By early afternoon, it was clear any plan to open the pool would have to be delayed. With COVID-19 cases rising, the state of California moved Del Norte County from the orange tier to the tier. Under the orange tier, which Del Norte County had been in for months, indoor swimming pools are allowed to open with certain protections in place. In the red tier, indoor swimming is not allowed.

Despite the setback, City Manager Eric Wier and Recreation Director Holly Wendt presented their plan, giving the council the option of forging ahead or waiting until COVID cases slowed down.

The Fred Endert Municipal Pool, an indoor facility that is usually opened year-round, was closed in March due to COVID. Wendt said the plan staff had prepared was to reopen the pool for services such as lap swims, exercise programs and swim lessons. Open swim, the slide, sauna and spa were to remain closed. Wendt said there was also plans to bring in the swim team, physical therapy and masters swimming back.

Wendt said the city's plan would take six weeks to implement before opening. She explained that all te lifeguards would have to go through training, and with many students, training time was limited.

"We planned that it would take six weeks, and we could have all our lifeguards certified, conditioned and ready for reopening," Wendt said.

The proposal would include costs of between $23,000 and $29,000 a month for payroll and other expenses. In addition, the city is hoping to hire an aquatics supervisor to lead the pool. In all, the plan called for expenses of $315,000 for the remainder of the fiscal year. Wendt and Wier said the recent passing of Measure S would provide much of the funding needed for the pool. Measure S raises tax revenue for police, fire and the city pool. It was approved by more than 64 percent of voters.

Once open, Wendt said each activity would be set for 45 minutes, giving staff 15 minutes to sanitize the pool area before a new group began. Heading into Monday, that was the plan, with a reopening date of early January.

"Things have changed substantially over the last couple of days," Wier said. "The numbers have skyrocketed, and we're seeing this all over the nation. Del Norte has gone from orange to red. The pool cannot open in red. Is this an anamoly or is this something we can expect for the winter months."

Del Norte County reported five cases Thursday, 10 Friday and an additional 15 over the weekend.

Wendt said while opening the pool was no longer allowed, the city still wanted to move forward with hiring an aquatics director. Even if work at the pool is limited short-term, the person hired can help in other areas. Wier said several good candidates have applied, and interviews could begin almost immediately, with council approval.

After hearing the presentation, council members said opening the pool right now just isn't feasible.
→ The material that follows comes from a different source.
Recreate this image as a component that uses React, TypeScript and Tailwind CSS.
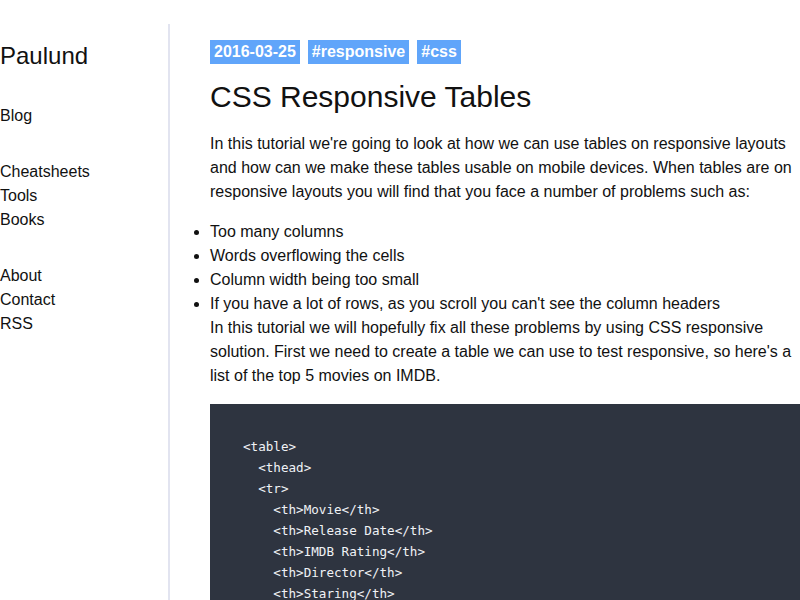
import React from 'react';

const tags = ['2016-03-25', '#responsive', '#css'];

const problems = [
  'Too many columns',
  'Words overflowing the cells',
  'Column width being too small',
  "If you have a lot of rows, as you scroll you can't see the column headers",
];

const codeLines = [
  '<table>',
  '  <thead>',
  '  <tr>',
  '    <th>Movie</th>',
  '    <th>Release Date</th>',
  '    <th>IMDB Rating</th>',
  '    <th>Director</th>',
  '    <th>Staring</th>',
  '  </tr>',
  '  </thead>',
];

export default function App() {
  return (
    <div className="h-[600px] overflow-hidden bg-white pt-6 text-[#111] font-['Liberation_Sans',Arial,sans-serif]">
      <div className="flex h-full">
        <aside className="w-[170px] shrink-0 border-r-2 border-[#e2e4f0] pt-4">
          <div className="text-2xl leading-8">Paulund</div>
          <nav className="text-base leading-6">
            <div className="mt-8">
              <a href="#">Blog</a>
            </div>
            <div className="mt-8 flex flex-col">
              <a href="#">Cheatsheets</a>
              <a href="#">Tools</a>
              <a href="#">Books</a>
            </div>
            <div className="mt-8 flex flex-col">
              <a href="#">About</a>
              <a href="#">Contact</a>
              <a href="#">RSS</a>
            </div>
          </nav>
        </aside>

        <main className="min-w-0 flex-1 pl-10 pt-4">
          <div className="flex gap-2">
            {tags.map((t) => (
              <span key={t} className="bg-[#60a5fa] px-1 text-base font-bold leading-6 text-white">
                {t}
              </span>
            ))}
          </div>
          <h1 className="mt-[15px] text-[30px] leading-9">CSS Responsive Tables</h1>
          <p className="mt-[17px] text-base leading-6">
            In this tutorial we're going to look at how we can use tables on responsive layouts and how can we make
            these tables usable on mobile devices. When tables are on responsive layouts you will find that you face a
            number of problems such as:
          </p>
          <ul className="mt-4 list-disc pl-0 text-base leading-6">
            {problems.map((p) => (
              <li key={p}>{p}</li>
            ))}
          </ul>
          <p className="text-base leading-6">
            In this tutorial we will hopefully fix all these problems by using CSS responsive solution. First we need to
            create a table we can use to test responsive, so here's a list of the top 5 movies on IMDB.
          </p>
          <pre className="mt-4 bg-[#2e3440] px-[33px] pt-8 pb-8 text-[12.6px] leading-[21px] text-[#f0f2f6] font-['DejaVu_Sans_Mono',monospace]">
            {codeLines.join('\n')}
          </pre>
        </main>
      </div>
    </div>
  );
}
"I think out of public health concerns, it doesn't make sense to open the pool," Councilman Alex Fallman said. "We have time to wait a little while longer. I'm not anxious to open the pool. Del Norte is not protected because of our isolated status."

"There is a lot of work to be done to where we could open," Mayor Pro Tem Heidi Kime said. "I think taking a measured approach would be the right way."

Mayor Blake Inscore said it would not be responsible for the council to move forward with no certainty about when the pool can open.

"With that kind of uncertainty, I cannot fiscally bring all the employees on," the mayor said. "We can't be spending $40,000 a month on employees and not be able to open the pool. I think for the sake of our community and clear messaging to our community, I don't think we need to consider a reopening plan until the first of the year."

After discussing the proposal, the council voted 5-0 to move ahead with hiring the aquatics director while holding off on any action that would reopen the pool. The council agreed to get updates regularly, but for now the pool will remain closed.